SOURCE DATA:

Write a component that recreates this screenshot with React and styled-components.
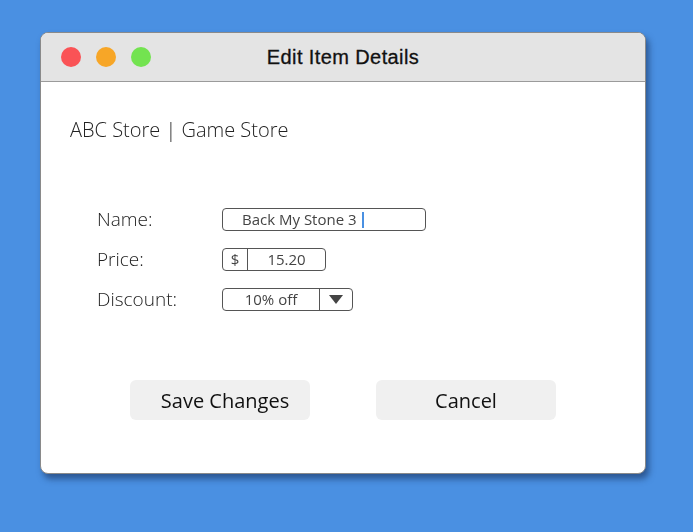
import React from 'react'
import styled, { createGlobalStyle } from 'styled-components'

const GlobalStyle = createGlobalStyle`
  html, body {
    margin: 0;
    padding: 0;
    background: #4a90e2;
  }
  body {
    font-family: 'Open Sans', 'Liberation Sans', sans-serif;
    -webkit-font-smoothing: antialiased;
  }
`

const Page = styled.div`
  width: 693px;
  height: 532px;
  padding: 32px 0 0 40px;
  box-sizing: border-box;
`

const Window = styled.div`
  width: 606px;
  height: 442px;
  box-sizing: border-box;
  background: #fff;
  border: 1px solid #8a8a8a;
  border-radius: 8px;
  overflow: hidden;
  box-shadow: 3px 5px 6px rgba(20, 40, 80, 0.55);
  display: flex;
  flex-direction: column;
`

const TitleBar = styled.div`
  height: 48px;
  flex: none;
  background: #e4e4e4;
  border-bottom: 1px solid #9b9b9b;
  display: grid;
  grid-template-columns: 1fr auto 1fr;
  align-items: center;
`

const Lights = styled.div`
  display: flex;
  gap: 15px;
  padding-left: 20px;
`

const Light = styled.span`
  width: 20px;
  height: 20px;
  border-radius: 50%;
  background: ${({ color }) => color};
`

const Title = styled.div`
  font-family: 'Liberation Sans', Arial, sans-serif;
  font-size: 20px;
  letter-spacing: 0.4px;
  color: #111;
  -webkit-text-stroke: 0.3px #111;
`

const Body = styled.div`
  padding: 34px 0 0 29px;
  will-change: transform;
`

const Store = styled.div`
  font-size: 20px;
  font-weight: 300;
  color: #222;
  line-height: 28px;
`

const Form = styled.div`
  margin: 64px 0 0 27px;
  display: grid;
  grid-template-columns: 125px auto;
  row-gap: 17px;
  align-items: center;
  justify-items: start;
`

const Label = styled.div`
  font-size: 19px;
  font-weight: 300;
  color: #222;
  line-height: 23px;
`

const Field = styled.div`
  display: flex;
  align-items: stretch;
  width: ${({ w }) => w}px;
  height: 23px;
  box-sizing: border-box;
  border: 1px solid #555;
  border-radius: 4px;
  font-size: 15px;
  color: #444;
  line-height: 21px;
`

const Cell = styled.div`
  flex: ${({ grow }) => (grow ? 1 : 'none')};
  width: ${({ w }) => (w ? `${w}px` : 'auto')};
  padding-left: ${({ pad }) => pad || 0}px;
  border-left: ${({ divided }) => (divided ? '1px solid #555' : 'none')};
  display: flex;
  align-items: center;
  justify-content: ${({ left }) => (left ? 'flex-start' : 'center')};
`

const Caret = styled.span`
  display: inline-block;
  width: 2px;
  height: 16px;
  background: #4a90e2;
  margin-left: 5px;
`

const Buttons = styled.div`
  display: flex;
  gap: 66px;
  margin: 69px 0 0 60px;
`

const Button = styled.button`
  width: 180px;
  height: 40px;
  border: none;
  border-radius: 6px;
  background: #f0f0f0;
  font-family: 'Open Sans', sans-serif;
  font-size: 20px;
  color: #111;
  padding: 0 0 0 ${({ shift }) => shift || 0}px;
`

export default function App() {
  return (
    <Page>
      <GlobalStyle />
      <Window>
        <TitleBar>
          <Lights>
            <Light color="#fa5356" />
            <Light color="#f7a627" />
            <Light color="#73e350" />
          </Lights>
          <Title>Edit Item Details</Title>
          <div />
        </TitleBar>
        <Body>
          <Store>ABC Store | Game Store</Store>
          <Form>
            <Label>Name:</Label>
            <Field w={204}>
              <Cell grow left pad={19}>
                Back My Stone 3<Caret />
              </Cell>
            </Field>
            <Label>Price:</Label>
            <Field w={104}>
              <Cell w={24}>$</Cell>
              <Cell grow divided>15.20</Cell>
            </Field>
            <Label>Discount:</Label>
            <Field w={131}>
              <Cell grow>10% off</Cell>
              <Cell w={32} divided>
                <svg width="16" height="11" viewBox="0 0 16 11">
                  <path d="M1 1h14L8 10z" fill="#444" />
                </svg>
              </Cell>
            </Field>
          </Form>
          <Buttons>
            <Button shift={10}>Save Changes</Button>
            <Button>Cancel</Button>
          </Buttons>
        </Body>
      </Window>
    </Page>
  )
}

TASK STATEMENT: Restate the data above word for word. Do not include the images.

ANSWER BELOW:
Write a component that recreates this screenshot with React and styled-components.
import React from 'react'
import styled, { createGlobalStyle } from 'styled-components'

const GlobalStyle = createGlobalStyle`
  html, body {
    margin: 0;
    padding: 0;
    background: #4a90e2;
  }
  body {
    font-family: 'Open Sans', 'Liberation Sans', sans-serif;
    -webkit-font-smoothing: antialiased;
  }
`

const Page = styled.div`
  width: 693px;
  height: 532px;
  padding: 32px 0 0 40px;
  box-sizing: border-box;
`

const Window = styled.div`
  width: 606px;
  height: 442px;
  box-sizing: border-box;
  background: #fff;
  border: 1px solid #8a8a8a;
  border-radius: 8px;
  overflow: hidden;
  box-shadow: 3px 5px 6px rgba(20, 40, 80, 0.55);
  display: flex;
  flex-direction: column;
`

const TitleBar = styled.div`
  height: 48px;
  flex: none;
  background: #e4e4e4;
  border-bottom: 1px solid #9b9b9b;
  display: grid;
  grid-template-columns: 1fr auto 1fr;
  align-items: center;
`

const Lights = styled.div`
  display: flex;
  gap: 15px;
  padding-left: 20px;
`

const Light = styled.span`
  width: 20px;
  height: 20px;
  border-radius: 50%;
  background: ${({ color }) => color};
`

const Title = styled.div`
  font-family: 'Liberation Sans', Arial, sans-serif;
  font-size: 20px;
  letter-spacing: 0.4px;
  color: #111;
  -webkit-text-stroke: 0.3px #111;
`

const Body = styled.div`
  padding: 34px 0 0 29px;
  will-change: transform;
`

const Store = styled.div`
  font-size: 20px;
  font-weight: 300;
  color: #222;
  line-height: 28px;
`

const Form = styled.div`
  margin: 64px 0 0 27px;
  display: grid;
  grid-template-columns: 125px auto;
  row-gap: 17px;
  align-items: center;
  justify-items: start;
`

const Label = styled.div`
  font-size: 19px;
  font-weight: 300;
  color: #222;
  line-height: 23px;
`

const Field = styled.div`
  display: flex;
  align-items: stretch;
  width: ${({ w }) => w}px;
  height: 23px;
  box-sizing: border-box;
  border: 1px solid #555;
  border-radius: 4px;
  font-size: 15px;
  color: #444;
  line-height: 21px;
`

const Cell = styled.div`
  flex: ${({ grow }) => (grow ? 1 : 'none')};
  width: ${({ w }) => (w ? `${w}px` : 'auto')};
  padding-left: ${({ pad }) => pad || 0}px;
  border-left: ${({ divided }) => (divided ? '1px solid #555' : 'none')};
  display: flex;
  align-items: center;
  justify-content: ${({ left }) => (left ? 'flex-start' : 'center')};
`

const Caret = styled.span`
  display: inline-block;
  width: 2px;
  height: 16px;
  background: #4a90e2;
  margin-left: 5px;
`

const Buttons = styled.div`
  display: flex;
  gap: 66px;
  margin: 69px 0 0 60px;
`

const Button = styled.button`
  width: 180px;
  height: 40px;
  border: none;
  border-radius: 6px;
  background: #f0f0f0;
  font-family: 'Open Sans', sans-serif;
  font-size: 20px;
  color: #111;
  padding: 0 0 0 ${({ shift }) => shift || 0}px;
`

export default function App() {
  return (
    <Page>
      <GlobalStyle />
      <Window>
        <TitleBar>
          <Lights>
            <Light color="#fa5356" />
            <Light color="#f7a627" />
            <Light color="#73e350" />
          </Lights>
          <Title>Edit Item Details</Title>
          <div />
        </TitleBar>
        <Body>
          <Store>ABC Store | Game Store</Store>
          <Form>
            <Label>Name:</Label>
            <Field w={204}>
              <Cell grow left pad={19}>
                Back My Stone 3<Caret />
              </Cell>
            </Field>
            <Label>Price:</Label>
            <Field w={104}>
              <Cell w={24}>$</Cell>
              <Cell grow divided>15.20</Cell>
            </Field>
            <Label>Discount:</Label>
            <Field w={131}>
              <Cell grow>10% off</Cell>
              <Cell w={32} divided>
                <svg width="16" height="11" viewBox="0 0 16 11">
                  <path d="M1 1h14L8 10z" fill="#444" />
                </svg>
              </Cell>
            </Field>
          </Form>
          <Buttons>
            <Button shift={10}>Save Changes</Button>
            <Button>Cancel</Button>
          </Buttons>
        </Body>
      </Window>
    </Page>
  )
}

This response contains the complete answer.